One ancient Greek legend says the sisters, daughters of Atlas, were turned into stars after Atlas was given the job of holding up the entire world. An atlas is a collection of maps of the world, named after him.
The visibility of only six Pleiades when they are supposed to represent the Seven Sisters has inspired legends of the “Lost Pleiad.” The most commonly told is that Electra. She’s shocked to see her home city Troy burning and hides her face.
Another story says Merope wasn’t made as bright as the others because she married a mortal. The other sisters married immortals. Yet another story says she couldn’t fit in with the other sisters anymore and left for Hades. The sky is no place to find someone who’s in the underworld.
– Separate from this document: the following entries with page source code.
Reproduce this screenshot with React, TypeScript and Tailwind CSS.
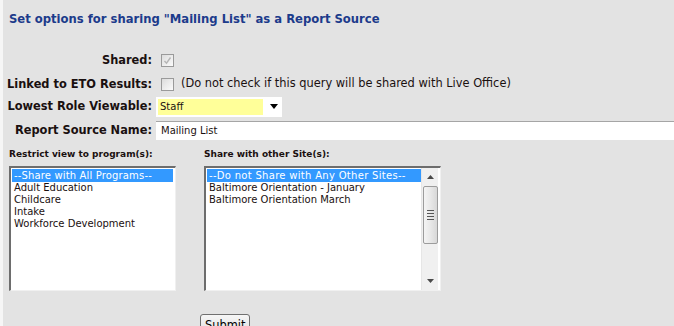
import React from "react";

const font = { fontFamily: '"DejaVu Sans", Verdana, sans-serif' };

function Check({ disabled, checked }: { disabled?: boolean; checked?: boolean }) {
  return (
    <div className="ml-[5px] w-[13px] h-[13px] border border-[#9a9a9a] bg-gradient-to-br from-[#dcdcdc] to-[#fbfbfb] flex items-center justify-center">
      {checked && (
        <svg width="9" height="9" viewBox="0 0 9 9">
          <path d="M1.5 5 L3.5 7.2 L7.5 1.5" fill="none" stroke={disabled ? "#b5b5b5" : "#333"} strokeWidth="1.4" />
        </svg>
      )}
    </div>
  );
}

export default function App() {
  return (
    <div
      className="w-[674px] h-[326px] overflow-hidden bg-[#e3e3e3] border-l-[3px] border-[#f6f6f6] text-[#1a1010]"
      style={font}
    >
      <div className="pt-[11px] pl-[6px] h-[48px] text-[11.6px] font-bold text-[#1c3b8b] leading-[16px] whitespace-nowrap">
        Set options for sharing "Mailing List" as a Report Source
      </div>

      <div className="grid grid-cols-[149px_1fr] items-center text-[11.4px]">
        <div className="text-right font-bold h-[24px] leading-[24px] whitespace-nowrap">Shared:</div>
        <div className="pl-[4px] h-[24px] flex items-center">
          <Check disabled checked />
        </div>

        <div className="text-right font-bold h-[24px] leading-[24px] whitespace-nowrap">Linked to ETO Results:</div>
        <div className="pl-[4px] h-[24px] flex items-center">
          <Check />
          <span className="ml-[7px] whitespace-nowrap">(Do not check if this query will be shared with Live Office)</span>
        </div>

        <div className="text-right font-bold h-[21px] leading-[21px] whitespace-nowrap">Lowest Role Viewable:</div>
        <div className="pl-[4px] h-[21px] flex items-center">
          <div className="w-[126px] h-[20px] bg-white flex items-center pl-[2px] pr-[4px]">
            <div className="w-[105px] h-[16px] bg-[#ffff99] text-[10px] leading-[16px] pl-[2px]">Staff</div>
            <div className="flex-1 flex justify-end">
              <svg width="8" height="5" viewBox="0 0 8 5">
                <path d="M0 0 H8 L4 5 Z" fill="#000" />
              </svg>
            </div>
          </div>
        </div>

        <div className="text-right font-bold h-[26px] leading-[26px] whitespace-nowrap">Report Source Name:</div>
        <div className="pl-[4px] h-[26px] flex items-center">
          <div className="w-full h-[19px] bg-white border-t border-[#a5a5a5] text-[10px] leading-[17px] pl-[5px]">
            Mailing List
          </div>
        </div>
      </div>

      <div className="flex pl-[6px] pt-[5px]">
        <div className="w-[195px]">
          <div className="text-[9px] font-bold leading-[13px] h-[18px] whitespace-nowrap">Restrict view to program(s):</div>
          <div className="w-[167px] h-[125px] bg-white border-t-2 border-l-2 border-[#6d6d6d] border-r border-b border-r-[#f0f0f0] border-b-[#f0f0f0] pt-[1px] pl-[1px] text-[10px] leading-[12px]">
            <div className="bg-[#3399ff] text-white pl-[2px] w-[161px] h-[13px] leading-[13px] tracking-[0.15px]">--Share with All Programs--</div>
            <div className="pl-[2px]">Adult Education</div>
            <div className="pl-[2px]">Childcare</div>
            <div className="pl-[2px]">Intake</div>
            <div className="pl-[2px]">Workforce Development</div>
          </div>
        </div>
        <div>
          <div className="text-[9px] font-bold leading-[13px] h-[18px] whitespace-nowrap">Share with other Site(s):</div>
          <div className="w-[237px] h-[125px] bg-white border-t-2 border-l-2 border-[#6d6d6d] border-r border-b border-r-[#f0f0f0] border-b-[#f0f0f0] flex text-[10px] leading-[12px]">
            <div className="flex-1 pt-[1px] pl-[1px]">
              <div className="bg-[#3399ff] text-white pl-[2px] h-[13px] leading-[13px] tracking-[0.3px] whitespace-nowrap">--Do not Share with Any Other Sites--</div>
              <div className="pl-[2px]">Baltimore Orientation - January</div>
              <div className="pl-[2px]">Baltimore Orientation March</div>
            </div>
            <div className="w-[17px] mr-[2px] bg-[#f0f0f0] border-l border-[#e6e6e6] flex flex-col items-center">
              <div className="h-[18px] flex items-center justify-center">
                <svg width="7" height="4" viewBox="0 0 7 4"><path d="M3.5 0 L7 4 H0 Z" fill="#4a4a4a" /></svg>
              </div>
              <div className="w-[15px] h-[58px] rounded-[2px] border border-[#9c9c9c] bg-gradient-to-r from-[#f4f4f4] via-[#e8e8e8] to-[#d8d8d8] flex flex-col items-center justify-center gap-[2px]">
                <div className="w-[7px] h-[1px] bg-[#555]" />
                <div className="w-[7px] h-[1px] bg-[#555]" />
                <div className="w-[7px] h-[1px] bg-[#555]" />
                <div className="w-[7px] h-[1px] bg-[#555]" />
              </div>
              <div className="flex-1" />
              <div className="h-[18px] flex items-center justify-center">
                <svg width="7" height="4" viewBox="0 0 7 4"><path d="M0 0 H7 L3.5 4 Z" fill="#4a4a4a" /></svg>
              </div>
            </div>
          </div>
        </div>
      </div>

      <div className="pl-[197px] pt-[21px]">
        <button className="h-[22px] px-[4px] border border-[#707070] rounded-[3px] bg-gradient-to-b from-[#f6f6f6] to-[#dedede] text-[11.4px] leading-[18px] text-black" style={font}>
          Submit
        </button>
      </div>
    </div>
  );
}
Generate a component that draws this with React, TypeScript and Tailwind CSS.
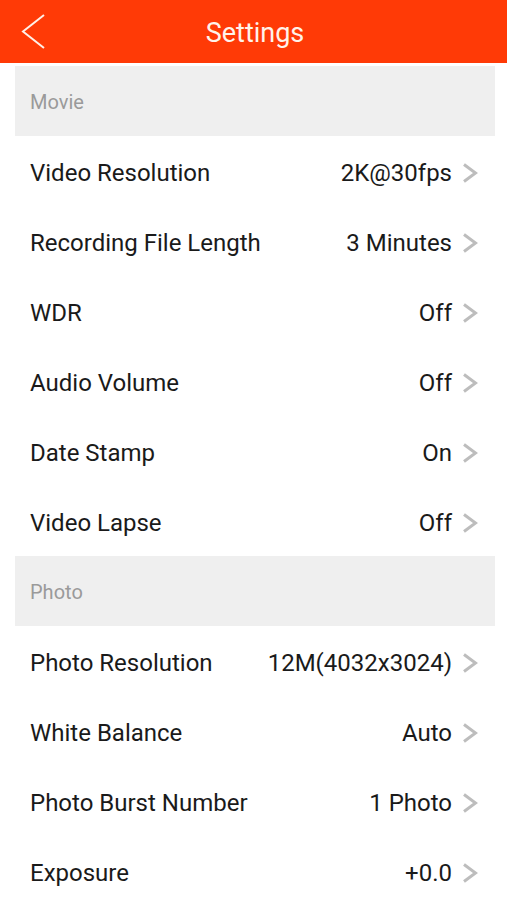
const movie = [
  ["Video Resolution", "2K@30fps"],
  ["Recording File Length", "3 Minutes"],
  ["WDR", "Off"],
  ["Audio Volume", "Off"],
  ["Date Stamp", "On"],
  ["Video Lapse", "Off"],
];

const photo = [
  ["Photo Resolution", "12M(4032x3024)"],
  ["White Balance", "Auto"],
  ["Photo Burst Number", "1 Photo"],
  ["Exposure", "+0.0"],
];

function Chevron() {
  return (
    <svg width="16" height="20" viewBox="0 0 16 20" className="ml-[10px] shrink-0">
      <path d="M2 1.5 L13.5 10 L2 18.5" fill="none" stroke="#bdbdbd" strokeWidth="3" />
    </svg>
  );
}

function Section({ title }: { title: string }) {
  return (
    <div className="ml-[15px] mr-[12px] flex h-[70px] items-center bg-[#efefef] px-[15px] pt-[2px] text-[20px] text-[#9a9a9a]">
      {title}
    </div>
  );
}

function Row({ label, value }: { label: string; value: string }) {
  return (
    <div className="flex h-[70px] items-center pl-[30px] pr-[29px] pt-[3px] text-[24px] text-[#1a1a1a]">
      <span className="flex-1">{label}</span>
      <span>{value}</span>
      <Chevron />
    </div>
  );
}

export default function App() {
  return (
    <div className="h-[900px] w-[507px] overflow-hidden bg-white font-['Roboto',sans-serif]">
      <header className="relative flex h-[63px] items-center justify-center bg-[#ff3a06] pt-[3px]">
        <svg width="26" height="36" viewBox="0 0 26 36" className="absolute left-[20px] top-[14px]">
          <path d="M24 1 L3 17.5 L24 34" fill="none" stroke="#fff0e8" strokeWidth="2" />
        </svg>
        <h1 className="pl-[3px] text-[27px] text-[#fff3ea]">Settings</h1>
      </header>
      <div className="pt-[3px]">
        <Section title="Movie" />
        {movie.map(([l, v]) => (
          <Row key={l} label={l} value={v} />
        ))}
        <Section title="Photo" />
        {photo.map(([l, v]) => (
          <Row key={l} label={l} value={v} />
        ))}
      </div>
    </div>
  );
}
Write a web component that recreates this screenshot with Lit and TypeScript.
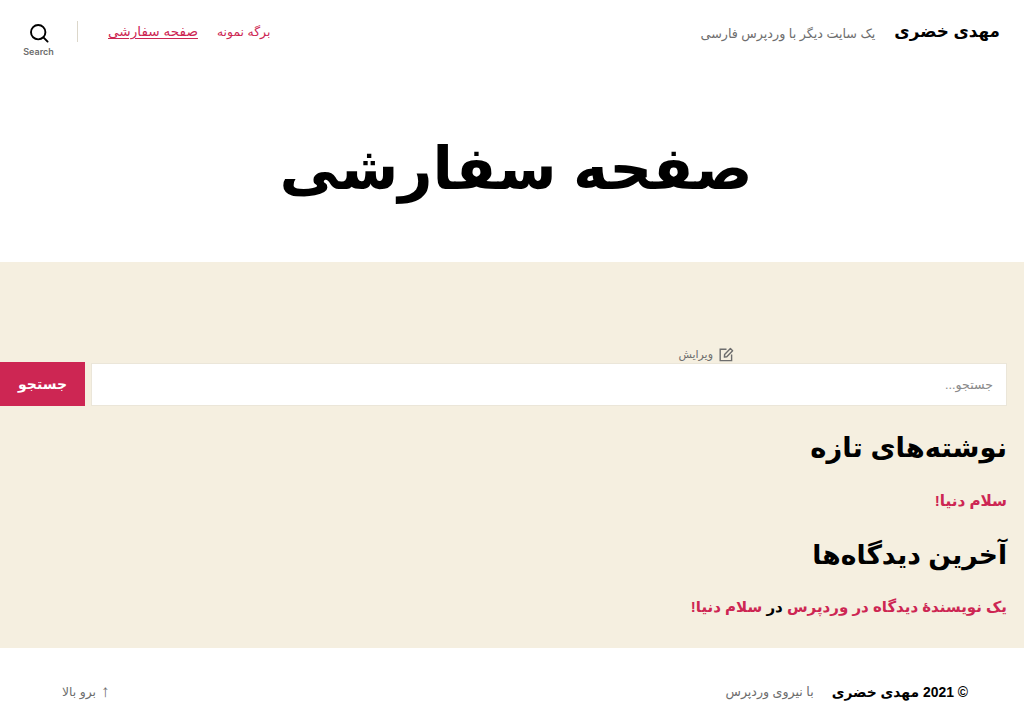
import { LitElement, html, css } from "lit";
import { customElement } from "lit/decorators.js";

@customElement("app-root")
export class AppRoot extends LitElement {
  static styles = css`
    :host {
      display: block;
      width: 1024px;
      height: 728px;
      overflow: hidden;
      background: #fff;
      color: #000;
      font-family: "Liberation Sans", "DejaVu Sans", sans-serif;
      direction: rtl;
    }
    a { color: #cd2653; text-decoration: none; }
    .header {
      height: 64px;
      display: flex;
      justify-content: space-between;
      padding: 0 24px 0 0;
    }
    .brand { display: flex; align-items: center; gap: 19px; height: 62px; }
    .site-title { font-size: 16.8px; font-weight: 700; }
    .tagline { font-size: 12.7px; color: #6d6d6d; padding-top: 4px; }
    .header-left { display: flex; align-items: flex-start; padding-top: 21px; }
    .nav { display: flex; gap: 19px; font-size: 12.4px; line-height: 22px; margin-left: 30px; }
    .nav .current { font-size: 13.6px; text-decoration: underline; text-underline-offset: 2px; text-decoration-thickness: 1px; }
    .divider { width: 1px; height: 21px; background: #dcd7ca; }
    .search-toggle {
      width: 77px;
      display: flex;
      flex-direction: column;
      align-items: center;
      margin-top: 2px;
      font-family: "Inter", "Liberation Sans", sans-serif;
      font-size: 9px;
      font-weight: 600;
      color: #6d6d6d;
      direction: ltr;
    }
    .search-toggle svg { display: block; margin-bottom: 3px; }
    .hero { height: 198px; display: flex; justify-content: center; align-items: flex-start; padding-left: 8px; }
    .hero h1 { margin: 0; padding-top: 62px; font-size: 59.6px; line-height: 86px; font-weight: 700; }
    .main { background: #f5efe0; height: 386px; display: flex; flex-direction: column; }
    .edit {
      margin-top: 84px;
      height: 16px;
      padding-right: 290px;
      display: flex;
      align-items: center;
      gap: 6px;
      font-size: 11px;
      color: #6d6d6d;
    }
    .search { display: flex; height: 44px; padding-right: 17px; }
    .search .field {
      flex: 1;
      background: #fff;
      border: 1px solid #ebe6d9;
      display: flex;
      align-items: center;
      padding-right: 13px;
      font-size: 12.6px;
      color: #8a8a8a;
      box-sizing: border-box;
      margin-top: 1px;
      height: 43px;
    }
    .search .btn {
      width: 85px;
      margin-right: 6px;
      background: #cd2653;
      color: #fff;
      font-weight: 700;
      font-size: 14px;
      display: flex;
      align-items: center;
      justify-content: center;
    }
    .widgets { padding: 0 17px; }
    .widgets h2 { margin: 0; line-height: 36px; font-weight: 700; }
    .w1 { margin-top: 24px; }
    .w1 h2 { font-size: 27.4px; }
    .w2 { margin-top: 24px; }
    .w2 h2 { font-size: 26.6px; }
    .item { font-weight: 700; line-height: 24px; }
    .w1 .item { margin-top: 23px; font-size: 15.2px; }
    .w2 .item { margin-top: 22px; font-size: 15px; }
    .footer {
      height: 80px;
      display: flex;
      justify-content: space-between;
      align-items: center;
      padding: 7px 56px 0 62px;
      box-sizing: border-box;
    }
    .credits { display: flex; gap: 18px; align-items: center; }
    .copy { font-size: 13.9px; font-weight: 700; }
    .powered { font-size: 12.6px; color: #6d6d6d; }
    .top { font-size: 12.4px; color: #6d6d6d; display: flex; gap: 5px; align-items: center; }
    .arrow { font-size: 17px; }
  `;

  render() {
    return html`
      <header class="header">
        <div class="brand">
          <div class="site-title">مهدی خضری</div>
          <div class="tagline">یک سایت دیگر با وردپرس فارسی</div>
        </div>
        <div class="header-left">
          <nav class="nav">
            <a href="#">برگه نمونه</a>
            <a href="#" class="current">صفحه سفارشی</a>
          </nav>
          <div class="divider"></div>
          <div class="search-toggle">
            <svg width="20" height="20" viewBox="0 0 20 20" fill="none" stroke="#000" stroke-width="1.9">
              <circle cx="9.2" cy="9.2" r="7.2"></circle>
              <path d="M14.4 14.4 L18.6 18.6" stroke-linecap="round"></path>
            </svg>
            <span>Search</span>
          </div>
        </div>
      </header>
      <section class="hero"><h1>صفحه سفارشی</h1></section>
      <main class="main">
        <div class="edit">
          <svg width="15" height="15" viewBox="0 0 15 15" fill="none" stroke="#6d6d6d" stroke-width="1.4">
            <path d="M7.5 2.2H1.2V13.6H12.6V7.5"></path>
            <path d="M5.6 7.6 11.4 1.6 13.6 3.8 7.8 9.8 5.4 10.1Z" stroke-linejoin="round"></path>
          </svg>
          <span>ویرایش</span>
        </div>
        <div class="search">
          <div class="field">جستجو...</div>
          <div class="btn">جستجو</div>
        </div>
        <div class="widgets">
          <div class="w1">
            <h2>نوشته‌های تازه</h2>
            <div class="item"><a href="#">سلام دنیا!</a></div>
          </div>
          <div class="w2">
            <h2>آخرین دیدگاه‌ها</h2>
            <div class="item"><a href="#">یک نویسندهٔ دیدگاه در وردپرس</a> در <a href="#">سلام دنیا!</a></div>
          </div>
        </div>
      </main>
      <footer class="footer">
        <div class="credits">
          <div class="copy">© 2021 مهدی خضری</div>
          <div class="powered">با نیروی وردپرس</div>
        </div>
        <div class="top"><span class="arrow">↑</span><span>برو بالا</span></div>
      </footer>
    `;
  }
}
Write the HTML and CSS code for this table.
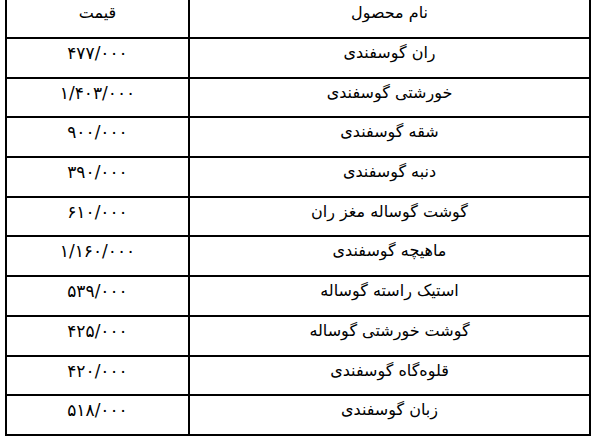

In another story, a thunderbolt hit Celaeno and she disappeared.
Interestingly, other cultures looked at the Pleiades and also told stories of a seven star system with one missing. The Iroquois in North America described seven boys who answered a call to join the stars in the sky. One of the boys is so homesick he covers his face while he cries.
The Aborigines of Australia say a crow fell in love with a queen and took her away from her six servants. She didn’t go willingly. He tricked her by turning himself into a grub when the queen and her servants were out looking for food at night. The servants couldn’t get him out of the tree bark he was hiding in. When the queen tried, the trickster turned into a rat and took the queen away.
It’s intriguing that people separated by continents when there was no way of communicating across oceans told their own tales of a missing seventh star. Some modern astronomers think that means there actually were seven stars easily visible a long time ago. The Greeks, the Iroquois, and the Aborigines may have told stories appropriate for their own cultures to explain why one vanished. If that’s true, one of the many Pleiades you see in a magnified view could have been the one that faded from naked eye visibility. Perhaps someday science will find a way to say for sure.
The Pleiades are up just about all night this time of year. Look in the east after sunset. They’ll be above a V-shaped group of stars but below the very bright Jupiter. If you look for them around midnight, you’ll see them close to the meridian (a line running north-south over you). And before sunrise, you’ll see them setting below the Hyades.